Cuba, on behalf of the 117 member Non-Aligned Movement, best illustrates the Durban fiction that the U.N. hopes will now take hold. It called the Durban document and its reaffirmation the "most far-reaching and transcending document of the international community in the struggle against racism."

A closer look at the final product, however, reveals a variety of troubling provisions rammed through in 15 minutes on the conference's second day. There are a dozen references to cultural diversity, cultural identity and cultural respect aimed at threatening universal human rights standards; new reliance on the U.N. Human Rights Council (a body dominated by human rights abusers); a new provision on racism and foreign occupation written for a party of one, various actions demanded for "victims as defined by the DDPA" (which means Palestinians); and a commitment to grant Durban declarations I and II biblical-like status and implement them throughout "the whole U.N. system."
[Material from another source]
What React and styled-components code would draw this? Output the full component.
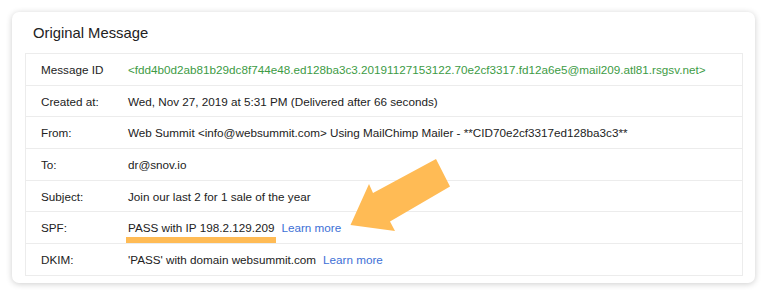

In her final press conference, Pillay singled out an article I had written last December for Forbes entitled, "The U.N.'s Dangerous High Commissioner for Human Rights." She made light of the title, but having watched her Durban II performance, she is probably the only one laughing. The United Nations and its high commissioner cajoled, pressured and threatened states to legitimize a campaign to undermine the universal values at the heart of the genuine protection of human rights. In so doing, they had no qualms about making promises they had no intention of keeping. Before the conference, on April 15, U.N. spokeswoman Marie Heuze announced: "Hate speech and ethnic insults will be barred at next week's United Nations conference on fighting racism and intolerance." Pillay's post-conference claims of "a celebration of tolerance and dignity for all" show the same disdain for honesty.

Durban II does not represent tolerance and dignity for all, or a consensus in international politics, or restraint by Arab and Islamic states that seek the destruction of the Jewish state. It represents the corruption of the U.N. human rights system itself.